Re-read Old Smokey. He said that a TRUE height of 39,200 (as shown by GPS), will translate to an INDICATED 37,000 at ISA+12.8, in near equatorial regions. INDICATED altitude IS effected by temperature and pressure...

Blacksheep
13th Jul 2004, 05:33
As always RTFQ. Traffic asked the reason for the difference between GPS and the ADIRU altitude. The answer is that the two heights are unrelated - GPS being a measure of physical altitude while the altitude output from the ADIRU is a standardicsed estimate of altitude based upon atmospheric pressure.

GPS - either Traffic's own hand held or the aircraft's onboard GPS - indicate the height of the receiver above the WGS- 84 surface of the earth. What use this may be during cruise flight is debatable, for not all aircraft are fitted with GPS and a cruise altitude of more than 31,000 feet provides adequate safety height for even the tallest lumpy bits of the planet.

The ADIRU provides an electical output to drive an electrical altimeter or generate a pressure altitude reading on the PFD. During cruise flight this is standardised using QNH [29.92 inches of mercury/1013.2 millibars] as the atmospheric standard for ambient pressure at ground level.
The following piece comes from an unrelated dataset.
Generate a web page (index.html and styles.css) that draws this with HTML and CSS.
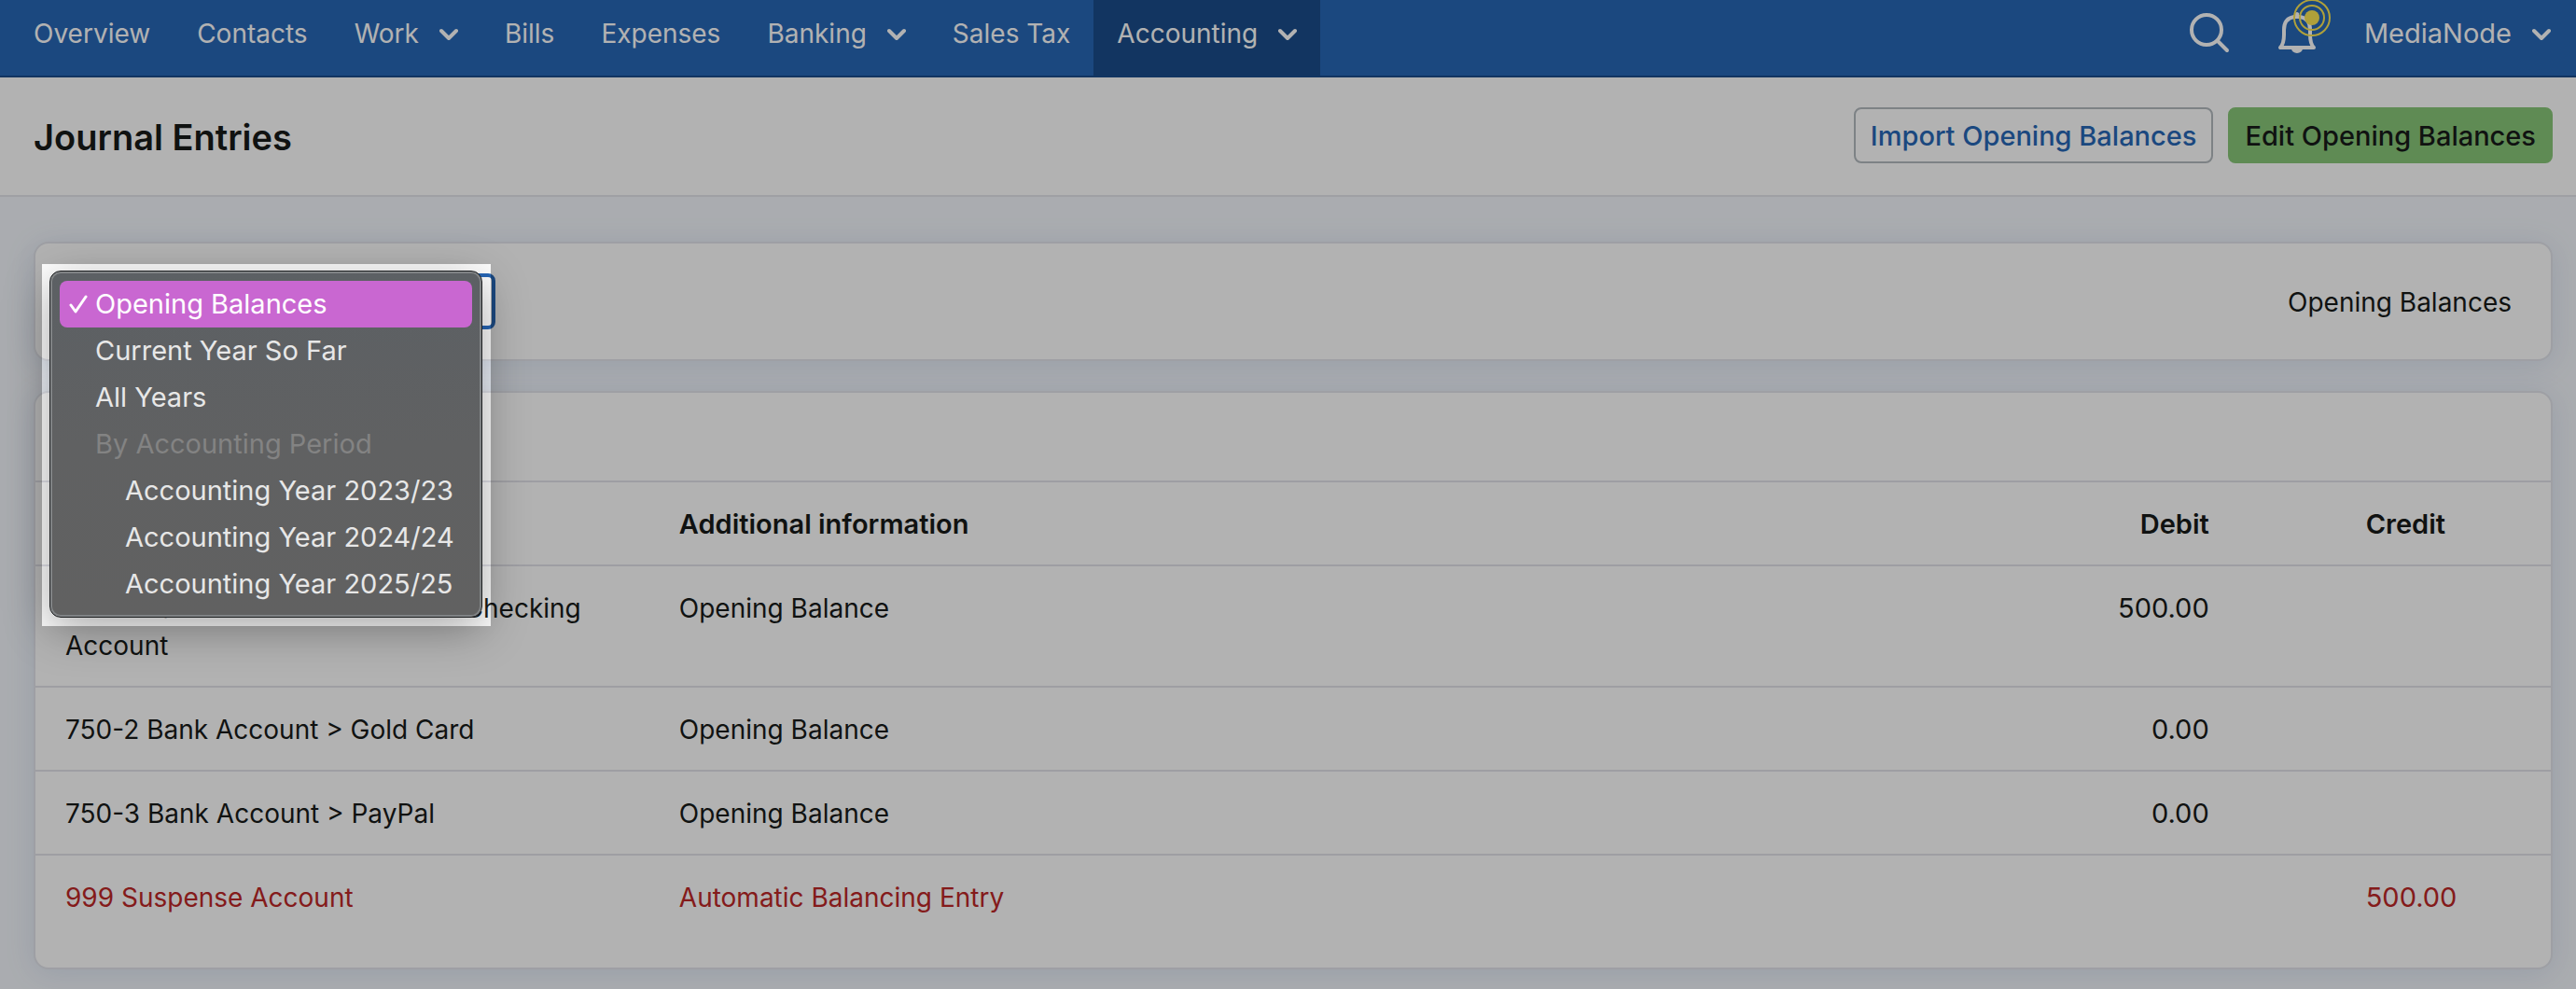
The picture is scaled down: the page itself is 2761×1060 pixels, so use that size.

The actual pressure at ground level is most likely quite different, but the objective is to provide all aircraft with a common standard to work to.

Using a standard setting means that all aircraft indicating the same pressure altitude on their altimeters will be at the same level regardless of their physical altitude above the earth's surface - which is after all the objective of the whole exercise.